# do companies hire guides on for gore in august or september?



## oarbender (Feb 3, 2007)

hey, i saw your post on raftzone about running some steep stuff in CO. I'll be working on the gorge this season. where you going to be?


----------



## stinginrivers (Oct 18, 2003)

how did r-1ing go for you this past winter? 

let's hook up this spring for some fun


----------



## raftus (Jul 20, 2005)

*Gore Guides*

Most of the companies I know only let their senior guides who have been with them a while guide on Gore. So your odds are low unless you work for a company that runs the Ark and Gore. Check out Breckenridge Whitewater Rafting, Timberline Tours and Lakota in Vail, Clear Creek Rafting near Idaho Springs, and Arkansas Valley Adventures and Dvorak's on the Ark.
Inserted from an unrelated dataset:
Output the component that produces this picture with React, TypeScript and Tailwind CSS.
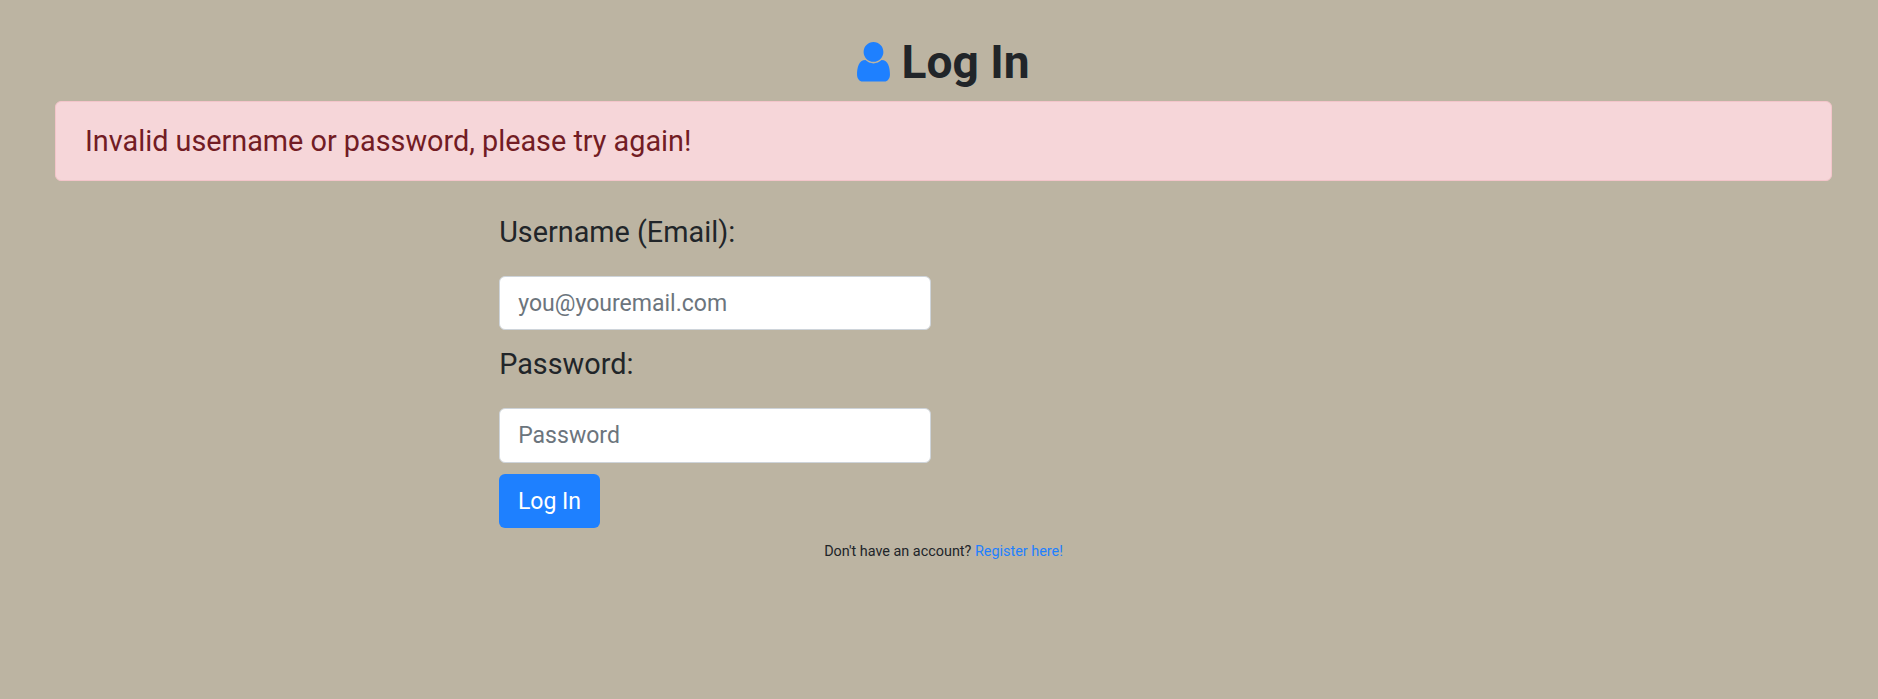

Those are the companies I know of that run Gore and the Ark - there might be a few more. 

Also worth mentioning - I don't think there is much demand/work for Gore trips in September - it is nothing like the Gauley in terms of the number of people who raft it.

Cheers, Sean


----------



## WhiteLightning (Apr 21, 2004)

Yes, it seems you would want to work for one of the companies that boats on Gore and they will need to see your work in other places first.


----------



## oopsiflipped (May 9, 2006)

already have the best guiding job in colorado. :-D guess i'll have to just do gore for fun.
i'll be the drunk guy swimming next to the shredder:twisted:


----------